[Fearless Females-Prompts for Women’s History Month–March 1st–A favorite female ancestor]
I am not sure why but I’ve am drawn to my Great Great Grandmother, Ana Jacinta (de Melo) Pacheco. It may be what I don’t know as much as what I know.
Ana was the daughter of Jose Francisco de Melo and Rosa Pimental. She was born in the town of Achada, Nordeste on the island of Sao Miguel. I haven’t located her birth information, but she was probably born around 1830-1835.
Ana married Jacintho Pacheco of Fenais da Vera Cruz, Ribeira Grande. I am curious as to how the two met being from different villages. Though the villages were close, I’m not sure how much interraction the people had with each other.
Ana has been one of my more difficult ancestors to track down. Not only could I not find a birth record, but I’ve yet to locate their marriage record. I’ve search both of their villages, plus neighboring villages, but still no luck.
Also, I was able to locate the birth records for their children Manoel, Maria I, Jose, Joao, Francisco, Maria II, and Theodoro. But the oldest, Antonio, there is no record of his existence before Hawaii.
Ana was about 30 when Manoel was born (probably about 27 when Antonio was born). Jacintho was about 40. I wonder if this marriage was their first given their ages. I wonder if Antonio is really their son.
To add to the mystery, unlike my de Braga kin, I didn’t find Ana as a witness or a godparent in records for her village. Where did she go? What was she doing before Manoel’s birth in 1863?

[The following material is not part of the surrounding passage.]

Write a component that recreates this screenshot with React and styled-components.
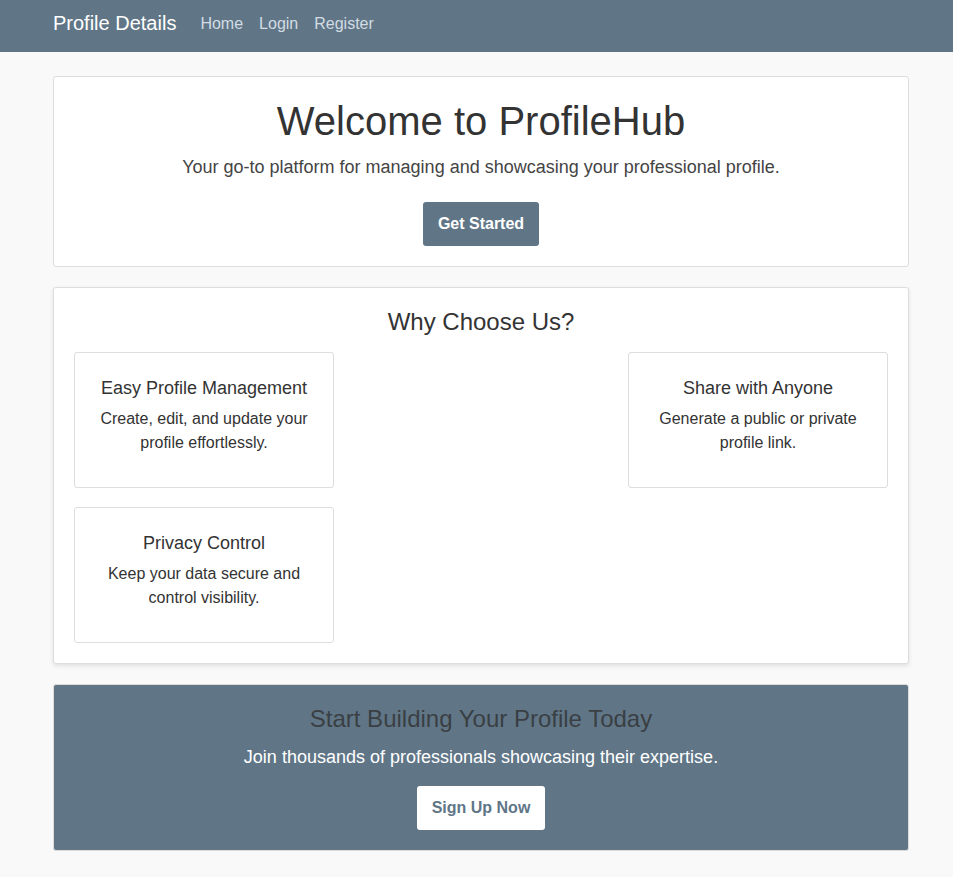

There is a story that she was married five times and she out lived them all. If so, what the heck did she do with the other four? Kill them off and bury them in the garden? One has to wonder when there is no paper trail! LOL
I do know that Ana became a widow between 1876 and 1882. She brought her family (minus Antonio) to Hawaii as sugar contract laborer. There, once again, she left no trail. She avoided the Hawaii Kingdom census before 1900 and the 1900 US Federal Census. There is a family story that she remarried in Hawaii to “Mr. Simon” but an extensive search of Kauai marriage registers brought up nothing. Ana isn’t even mentioned in the church records of her children or grandchildren.
The only proof I really have that Ana Jacinta existed (beyond her children’s birth records) is her cemetery plot. A crumbled tombstone with her name on it at Kilauea Catholic Cemetery is the only thing I have that says Ana had lived in this world and made this journey.
Isn’t it sad that a woman who died in 1902 and lived well into her 70s, who migrated have way around the world with 6 children in tow, and who started a new life without a man to help her, left not even a photograph or an entry in the census to tell the world “I am Ana and I was here”? I think this must be why I am so attracted to Ana and her story. She must have lived one heck of a life, but no one ever thought to write it down so we could remember her.
Update 1 March 2013:
Since I wrote this blog post in 2010, the records for Achada, Nordeste, Sao Miguel Island have come online. It took me all of a weekend to find Ana’s baptismal records. She was born on the 30th of January 1835. I still have not located her marriage record or that of her oldest son.
Knowing the year she was born, fills in a spot on my chart, but it adds more questions. She was 27 years old when her second son, Manoel was born in 1863. That seems old to me. Was Antonio born several years before Manoel, then perhaps many miscarriages and stillbirths? Was she married more than once leaving a gap for widowhood? I will be doing more research to try to solve the discrepancies.
What I do know is this woman left the only home she knew in 1882 at the age of 47. To leave everyone and everything she knew behind, must have taken a great amount of courage. To me that makes her a candidate for Fearless Female.